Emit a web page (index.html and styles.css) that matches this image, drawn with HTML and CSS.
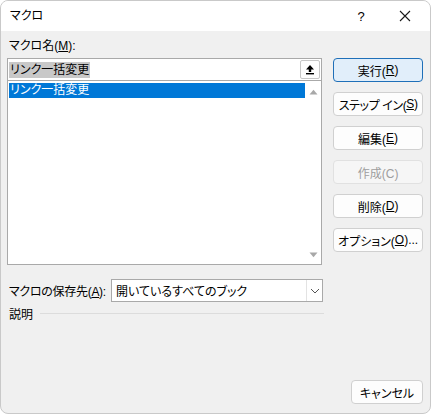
FILE: index.html
```html
<!DOCTYPE html>
<html lang="ja">
<head>
<meta charset="utf-8">
<link rel="stylesheet" href="styles.css">
</head>
<body>
<div class="window">
  <div class="titlebar">
    <span class="title">マクロ</span>
    <span class="help">?</span>
    <span class="close"><svg width="12" height="12" viewBox="0 0 12 12"><path d="M1 1 L11 11 M11 1 L1 11" stroke="#1a1a1a" stroke-width="1.1" fill="none"/></svg></span>
  </div>
  <div class="content">
    <div class="main">
      <div class="left">
        <div class="label">マクロ名(<u>M</u>):</div>
        <div class="input">
          <span class="sel">リンク一括変更</span>
          <span class="upbtn"><svg width="10" height="11" viewBox="0 0 10 11"><path d="M5 1 L9 5.5 H6.2 V8 H3.8 V5.5 H1 Z" fill="#000"/><rect x="1" y="9" width="8" height="1.4" fill="#000"/></svg></span>
        </div>
        <div class="listbox">
          <div class="items">
            <div class="item selected">リンク一括変更</div>
          </div>
          <div class="scroll">
            <svg width="9" height="6" viewBox="0 0 9 6"><path d="M0.5 5.5 L4.5 0.8 L8.5 5.5 Z" fill="#a8a8a8"/></svg>
            <svg width="9" height="6" viewBox="0 0 9 6"><path d="M0.5 0.5 L4.5 5.2 L8.5 0.5 Z" fill="#a8a8a8"/></svg>
          </div>
        </div>
      </div>
      <div class="right">
        <div class="btn default">実行(<u>R</u>)</div>
        <div class="btn tight">ステップ イン(<u>S</u>)</div>
        <div class="btn">編集(<u>E</u>)</div>
        <div class="btn disabled">作成(C)</div>
        <div class="btn">削除(<u>D</u>)</div>
        <div class="btn">オプション(<u>O</u>)...</div>
      </div>
    </div>
    <div class="store">
      <span class="store-label">マクロの保存先(<u>A</u>):</span>
      <div class="combo">
        <span class="combo-text">開いているすべてのブック</span>
        <span class="combo-arrow"><svg width="10" height="6" viewBox="0 0 10 6"><path d="M1 1 L5 5 L9 1" stroke="#555" stroke-width="1" fill="none"/></svg></span>
      </div>
    </div>
    <div class="desc">
      <span>説明</span>
      <span class="rule"></span>
    </div>
    <div class="spacer"></div>
    <div class="footer">
      <div class="btn cancel">キャンセル</div>
    </div>
  </div>
</div>
</body>
</html>
```
FILE: styles.css
```css
* { box-sizing: border-box; }
html, body {
  margin: 0;
  padding: 0;
  background: #ffffff;
}
body {
  width: 431px;
  height: 414px;
  overflow: hidden;
  font-family: "Liberation Sans", "Noto Sans CJK JP", sans-serif;
  font-feature-settings: "palt";
  font-size: 12px;
  color: #000;
}
u { text-decoration: underline; text-underline-offset: 1px; }
.window {
  width: 431px;
  height: 414px;
  border: 1px solid #c9c9c9;
  border-radius: 8px;
  overflow: hidden;
  display: flex;
  flex-direction: column;
  background: #f0f0f0;
}
.titlebar {
  height: 30px;
  background: #ffffff;
  display: flex;
  align-items: center;
  flex: none;
}
.title {
  margin-left: 9px;
  flex: 1;
  font-size: 12px;
  line-height: 16px;
}
.help {
  width: 14px;
  text-align: center;
  font-family: "Liberation Sans", sans-serif;
  font-size: 13px;
  margin-right: 31px;
}
.close {
  display: flex;
  margin-right: 19px;
}
.content {
  flex: 1;
  display: flex;
  flex-direction: column;
  padding: 6px 7px 9px 6px;
}
.main {
  display: flex;
}
.left {
  width: 316px;
  display: flex;
  flex-direction: column;
}
.label {
  height: 18px;
  line-height: 18px;
  padding-left: 2px;
  margin-bottom: 3px;
  white-space: nowrap;
}
.input {
  height: 23px;
  background: #fff;
  border: 1px solid #a9a9a9;
  display: flex;
  align-items: center;
  padding-left: 1px;
}
.sel {
  background: #c8c8c8;
  line-height: 16px;
  padding: 0 1px;
  flex: none;
}
.upbtn {
  margin-left: auto;
  margin-right: 1px;
  width: 20px;
  height: 19px;
  border: 1px solid #c6c6c6;
  border-radius: 2px;
  display: flex;
  align-items: center;
  justify-content: center;
  background: #fdfdfd;
}
.listbox {
  height: 184px;
  background: #fff;
  border: 1px solid #a9a9a9;
  border-top: none;
  display: flex;
  padding: 2px 0 1px 1px;
}
.items {
  flex: 1;
}
.item {
  height: 15px;
  line-height: 15px;
  padding-left: 1px;
}
.item.selected {
  background: #0078d7;
  color: #fff;
}
.scroll {
  width: 16px;
  display: flex;
  flex-direction: column;
  justify-content: space-between;
  align-items: center;
  padding: 6px 0 5px;
  background: #fff;
}
.scroll svg { display: block; }
.right {
  margin-left: 11px;
  margin-top: 21px;
  width: 90px;
  display: flex;
  flex-direction: column;
  gap: 10px;
}
.btn {
  height: 24px;
  border: 1px solid #d0d0d0;
  border-radius: 4px;
  background: #fdfdfd;
  display: flex;
  align-items: center;
  justify-content: center;
  font-size: 12px;
  white-space: nowrap;
}
.btn.tight {
  letter-spacing: -0.4px;
}
.btn.default {
  background: #e1eefa;
  border-color: #1f6fb8;
}
.btn.disabled {
  color: #9e9e9e;
  border-color: #e1e1e1;
  background: #f6f6f6;
}
.store {
  display: flex;
  align-items: center;
  margin-top: 14px;
  height: 23px;
}
.store-label {
  width: 104px;
  padding-left: 2px;
  white-space: nowrap;
  letter-spacing: -0.3px;
}
.combo {
  width: 212px;
  height: 23px;
  background: #fff;
  border: 1px solid #a9a9a9;
  display: flex;
  align-items: center;
}
.combo-text {
  flex: 1;
  padding-left: 4px;
}
.combo-arrow {
  width: 16px;
  height: 21px;
  border-left: 1px solid #e3e3e3;
  display: flex;
  align-items: center;
  justify-content: center;
}
.desc {
  display: flex;
  align-items: center;
  height: 18px;
  margin-top: 2px;
  padding-left: 2px;
}
.rule {
  height: 1px;
  background: #dcdcdc;
  margin-left: 7px;
  width: 284px;
  flex: none;
}
.spacer { flex: 1; }
.footer {
  display: flex;
  justify-content: flex-end;
}
.btn.cancel {
  width: 72px;
}
```
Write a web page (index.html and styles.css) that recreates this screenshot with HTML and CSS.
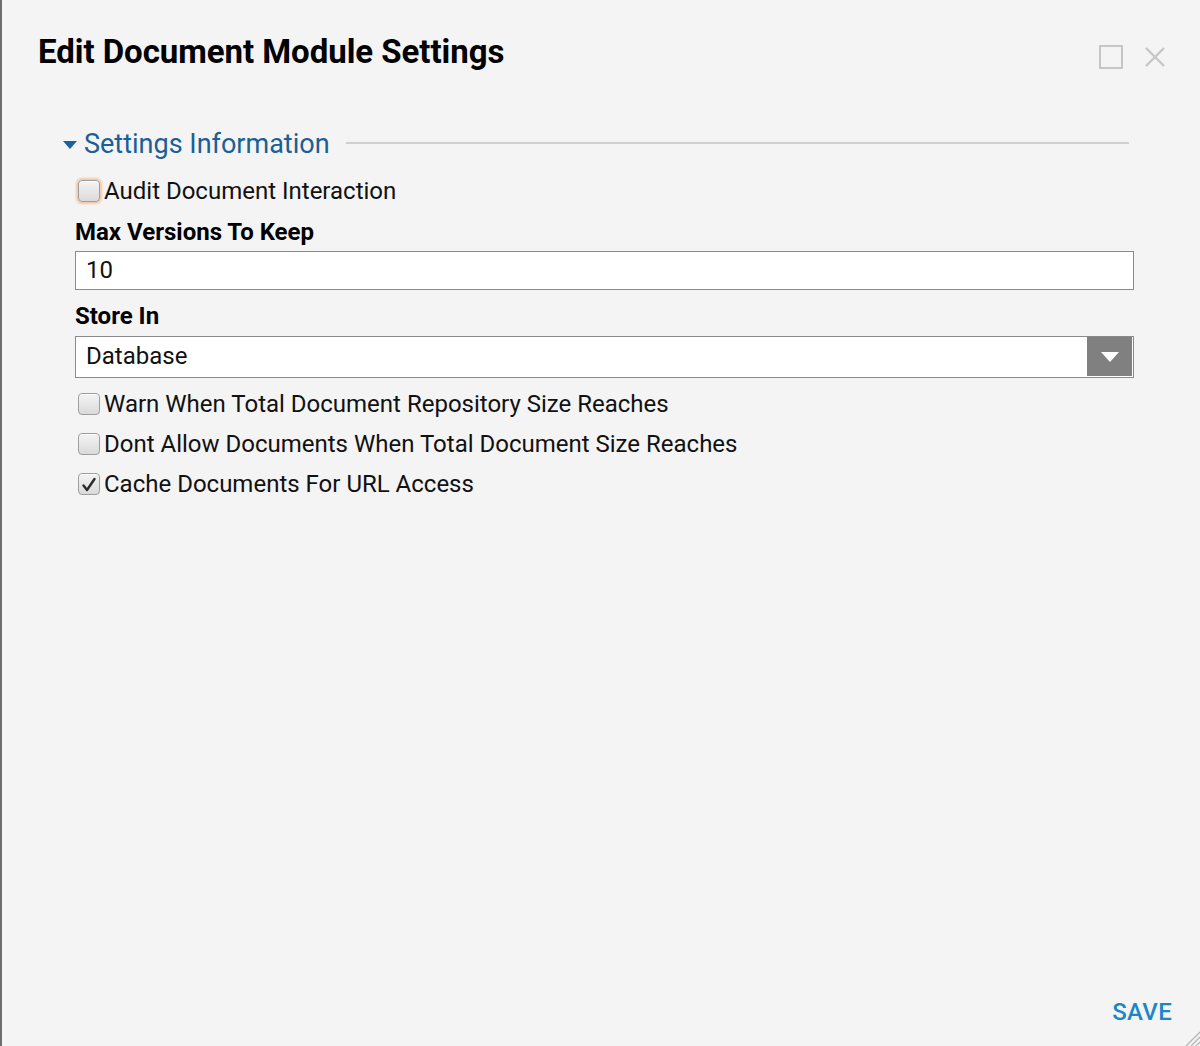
FILE: index.html
```html
<!DOCTYPE html>
<html>
<head>
<meta charset="utf-8">
<link rel="stylesheet" href="styles.css">
</head>
<body>
<div class="dialog">
  <div class="header">
    <h1 class="title">Edit Document Module Settings</h1>
    <div class="win-btns">
      <span class="btn-max"></span>
      <svg class="btn-close" width="22" height="22" viewBox="0 0 22 22"><path d="M2 2 L20 20 M20 2 L2 20" stroke="#c6c6c6" stroke-width="2.4" fill="none"/></svg>
    </div>
  </div>
  <div class="content">
    <div class="section-head">
      <svg class="caret" width="14" height="8" viewBox="0 0 14 8"><path d="M0 0 H14 L7 8 Z" fill="#19629c"/></svg>
      <span class="section-title">Settings Information</span>
      <span class="section-line"></span>
    </div>
    <div class="fields">
      <label class="check-row row-first"><span class="cb cb-focus"></span>Audit Document Interaction</label>
      <div class="field-label">Max Versions To Keep</div>
      <div class="text-input">10</div>
      <div class="field-label label-store">Store In</div>
      <div class="select">
        <span class="select-value">Database</span>
        <span class="select-btn"><svg width="18" height="10" viewBox="0 0 18 10"><path d="M0 0 H18 L9 10 Z" fill="#fff"/></svg></span>
      </div>
      <label class="check-row row-warn"><span class="cb"></span>Warn When Total Document Repository Size Reaches</label>
      <label class="check-row"><span class="cb"></span>Dont Allow Documents When Total Document Size Reaches</label>
      <label class="check-row"><span class="cb checked"><svg width="16" height="16" viewBox="0 0 16 16"><path d="M2.5 8.5 L6 13 L13.5 2" stroke="#2a2a2a" stroke-width="2.4" fill="none" stroke-linecap="round" stroke-linejoin="round"/></svg></span>Cache Documents For URL Access</label>
    </div>
  </div>
  <div class="footer">
    <span class="save">SAVE</span>
  </div>
  <svg class="resize" width="18" height="18" viewBox="0 0 18 18"><path d="M18 4 L4 18 M18 9 L9 18 M18 14 L14 18" stroke="#b5b5b5" stroke-width="1.3" fill="none"/></svg>
</div>
</body>
</html>
```

FILE: styles.css
```css
* { box-sizing: border-box; }
html, body { margin: 0; padding: 0; }
body {
  background: #f4f4f4;
  font-family: Roboto, "Liberation Sans", sans-serif;
  color: #111;
}
.dialog {
  position: relative;
  width: 1200px;
  height: 1046px;
  border-left: 2px solid #6e6e6e;
  display: flex;
  flex-direction: column;
}
.header {
  display: flex;
  justify-content: space-between;
  align-items: flex-start;
  padding: 30px 34px 0 36px;
}
.title {
  margin: 0;
  font-size: 33px;
  font-weight: 700;
  line-height: 44px;
  color: #000;
  letter-spacing: -0.05px;
}
.win-btns {
  display: flex;
  align-items: center;
  gap: 21px;
  margin-top: 15px;
}
.btn-max {
  width: 24px;
  height: 24px;
  border: 2.5px solid #c6c6c6;
}
.content {
  flex: 1;
  padding: 0 66px 0 61px;
}
.section-head {
  display: flex;
  align-items: center;
  margin-top: 53px;
  height: 34px;
}
.caret { margin-right: 7px; margin-top: 2px; }
.section-title {
  font-size: 27px;
  color: #1a5f98;
  line-height: 34px;
}
.section-line {
  flex: 1;
  height: 2px;
  background: #cfcfcf;
  margin-left: 16px;
  margin-right: 5px;
  margin-top: -3px;
}
.fields {
  padding-left: 12px;
}
.check-row {
  display: flex;
  align-items: center;
  font-size: 24px;
  height: 26px;
  margin-top: 14px;
  color: #111;
  white-space: nowrap;
}
.check-row.row-first { margin-top: 17px; }
.check-row.row-warn { margin-top: 13px; }
.cb {
  width: 22px;
  height: 22px;
  margin: 0 4px 0 3px;
  border: 1px solid #9e9e9e;
  border-radius: 4px;
  background: linear-gradient(#f4f4f4, #dadada);
  box-shadow: inset 0 1px 0 #fff;
  display: flex;
  align-items: center;
  justify-content: center;
  flex: none;
}
.cb-focus {
  box-shadow: 0 0 2px 2px #f3c9a8, inset 0 1px 0 #fff;
}
.checked svg { margin-top: 2px; }
.field-label {
  font-size: 24px;
  font-weight: 700;
  margin-top: 14px;
  line-height: 28px;
  color: #000;
}
.field-label.label-store { margin-top: 12px; }
.text-input {
  margin-top: 5px;
  height: 39px;
  border: 1.5px solid #8a8a8a;
  background: #fff;
  font-size: 24px;
  line-height: 36px;
  padding-left: 10px;
}
.select {
  margin-top: 6px;
  height: 42px;
  border: 1.5px solid #8a8a8a;
  background: #fff;
  display: flex;
  align-items: stretch;
  padding: 0 1px 1px 0;
}
.select-value {
  flex: 1;
  font-size: 24px;
  line-height: 38px;
  padding-left: 10px;
}
.select-btn {
  width: 45px;
  background: #808080;
  display: flex;
  align-items: center;
  justify-content: center;
}
.footer {
  display: flex;
  justify-content: flex-end;
  padding: 0 28px 20px 0;
}
.save {
  font-size: 24px;
  font-weight: 500;
  color: #1b87c9;
  letter-spacing: 0.3px;
}
.resize {
  position: absolute;
  right: 0;
  bottom: 0;
}
```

☆ ☆ ☆

* [OBJECTIVE] Pick out every line above that contains the word "index" and copy it.

* [RESULT]
Emit a web page (index.html and styles.css) that matches this image, drawn with HTML and CSS.
FILE: index.html
Write a web page (index.html and styles.css) that recreates this screenshot with HTML and CSS.
FILE: index.html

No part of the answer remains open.